» **THE PROBLEM**:
Set down the full listing exactly, character for character.

» **PROVIDED MATERIAL**:
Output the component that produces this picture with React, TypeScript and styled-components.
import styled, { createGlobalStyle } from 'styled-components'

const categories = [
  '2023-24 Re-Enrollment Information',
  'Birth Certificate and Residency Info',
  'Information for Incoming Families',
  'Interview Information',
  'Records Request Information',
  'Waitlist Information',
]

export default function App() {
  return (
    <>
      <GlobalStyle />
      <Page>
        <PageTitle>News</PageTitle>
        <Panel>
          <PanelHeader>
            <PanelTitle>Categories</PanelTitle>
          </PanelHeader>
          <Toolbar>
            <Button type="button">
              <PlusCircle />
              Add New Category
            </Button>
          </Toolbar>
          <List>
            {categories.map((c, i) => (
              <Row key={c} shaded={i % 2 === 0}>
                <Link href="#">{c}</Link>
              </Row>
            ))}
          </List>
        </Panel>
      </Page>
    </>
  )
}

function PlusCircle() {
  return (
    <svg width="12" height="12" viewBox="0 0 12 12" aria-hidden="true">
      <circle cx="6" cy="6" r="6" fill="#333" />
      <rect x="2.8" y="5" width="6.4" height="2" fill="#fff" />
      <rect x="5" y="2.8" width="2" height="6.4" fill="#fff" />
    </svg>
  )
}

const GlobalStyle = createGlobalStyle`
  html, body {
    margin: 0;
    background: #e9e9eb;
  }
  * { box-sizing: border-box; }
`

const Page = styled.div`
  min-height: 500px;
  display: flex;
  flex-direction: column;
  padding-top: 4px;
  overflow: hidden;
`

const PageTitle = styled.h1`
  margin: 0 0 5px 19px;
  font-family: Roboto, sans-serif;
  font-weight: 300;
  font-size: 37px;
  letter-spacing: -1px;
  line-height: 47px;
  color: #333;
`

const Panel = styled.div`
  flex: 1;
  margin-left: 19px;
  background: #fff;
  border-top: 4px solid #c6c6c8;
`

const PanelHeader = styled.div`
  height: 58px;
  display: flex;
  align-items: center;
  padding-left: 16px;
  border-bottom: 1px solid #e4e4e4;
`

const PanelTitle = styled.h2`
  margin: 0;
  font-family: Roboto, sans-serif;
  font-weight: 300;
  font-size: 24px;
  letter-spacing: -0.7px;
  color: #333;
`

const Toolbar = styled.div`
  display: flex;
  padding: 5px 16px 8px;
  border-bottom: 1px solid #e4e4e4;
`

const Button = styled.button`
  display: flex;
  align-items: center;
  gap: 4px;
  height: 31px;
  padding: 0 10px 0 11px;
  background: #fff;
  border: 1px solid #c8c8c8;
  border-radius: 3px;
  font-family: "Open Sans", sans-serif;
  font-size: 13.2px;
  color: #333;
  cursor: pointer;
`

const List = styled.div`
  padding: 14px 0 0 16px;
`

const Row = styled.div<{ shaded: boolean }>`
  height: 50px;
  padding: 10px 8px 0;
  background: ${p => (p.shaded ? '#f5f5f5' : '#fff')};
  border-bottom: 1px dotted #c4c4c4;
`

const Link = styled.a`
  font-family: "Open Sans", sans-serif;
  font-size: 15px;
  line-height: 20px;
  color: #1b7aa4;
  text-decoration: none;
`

» **THE REPLY**:
Output the component that produces this picture with React, TypeScript and styled-components.
import styled, { createGlobalStyle } from 'styled-components'

const categories = [
  '2023-24 Re-Enrollment Information',
  'Birth Certificate and Residency Info',
  'Information for Incoming Families',
  'Interview Information',
  'Records Request Information',
  'Waitlist Information',
]

export default function App() {
  return (
    <>
      <GlobalStyle />
      <Page>
        <PageTitle>News</PageTitle>
        <Panel>
          <PanelHeader>
            <PanelTitle>Categories</PanelTitle>
          </PanelHeader>
          <Toolbar>
            <Button type="button">
              <PlusCircle />
              Add New Category
            </Button>
          </Toolbar>
          <List>
            {categories.map((c, i) => (
              <Row key={c} shaded={i % 2 === 0}>
                <Link href="#">{c}</Link>
              </Row>
            ))}
          </List>
        </Panel>
      </Page>
    </>
  )
}

function PlusCircle() {
  return (
    <svg width="12" height="12" viewBox="0 0 12 12" aria-hidden="true">
      <circle cx="6" cy="6" r="6" fill="#333" />
      <rect x="2.8" y="5" width="6.4" height="2" fill="#fff" />
      <rect x="5" y="2.8" width="2" height="6.4" fill="#fff" />
    </svg>
  )
}

const GlobalStyle = createGlobalStyle`
  html, body {
    margin: 0;
    background: #e9e9eb;
  }
  * { box-sizing: border-box; }
`

const Page = styled.div`
  min-height: 500px;
  display: flex;
  flex-direction: column;
  padding-top: 4px;
  overflow: hidden;
`

const PageTitle = styled.h1`
  margin: 0 0 5px 19px;
  font-family: Roboto, sans-serif;
  font-weight: 300;
  font-size: 37px;
  letter-spacing: -1px;
  line-height: 47px;
  color: #333;
`

const Panel = styled.div`
  flex: 1;
  margin-left: 19px;
  background: #fff;
  border-top: 4px solid #c6c6c8;
`

const PanelHeader = styled.div`
  height: 58px;
  display: flex;
  align-items: center;
  padding-left: 16px;
  border-bottom: 1px solid #e4e4e4;
`

const PanelTitle = styled.h2`
  margin: 0;
  font-family: Roboto, sans-serif;
  font-weight: 300;
  font-size: 24px;
  letter-spacing: -0.7px;
  color: #333;
`

const Toolbar = styled.div`
  display: flex;
  padding: 5px 16px 8px;
  border-bottom: 1px solid #e4e4e4;
`

const Button = styled.button`
  display: flex;
  align-items: center;
  gap: 4px;
  height: 31px;
  padding: 0 10px 0 11px;
  background: #fff;
  border: 1px solid #c8c8c8;
  border-radius: 3px;
  font-family: "Open Sans", sans-serif;
  font-size: 13.2px;
  color: #333;
  cursor: pointer;
`

const List = styled.div`
  padding: 14px 0 0 16px;
`

const Row = styled.div<{ shaded: boolean }>`
  height: 50px;
  padding: 10px 8px 0;
  background: ${p => (p.shaded ? '#f5f5f5' : '#fff')};
  border-bottom: 1px dotted #c4c4c4;
`

const Link = styled.a`
  font-family: "Open Sans", sans-serif;
  font-size: 15px;
  line-height: 20px;
  color: #1b7aa4;
  text-decoration: none;
`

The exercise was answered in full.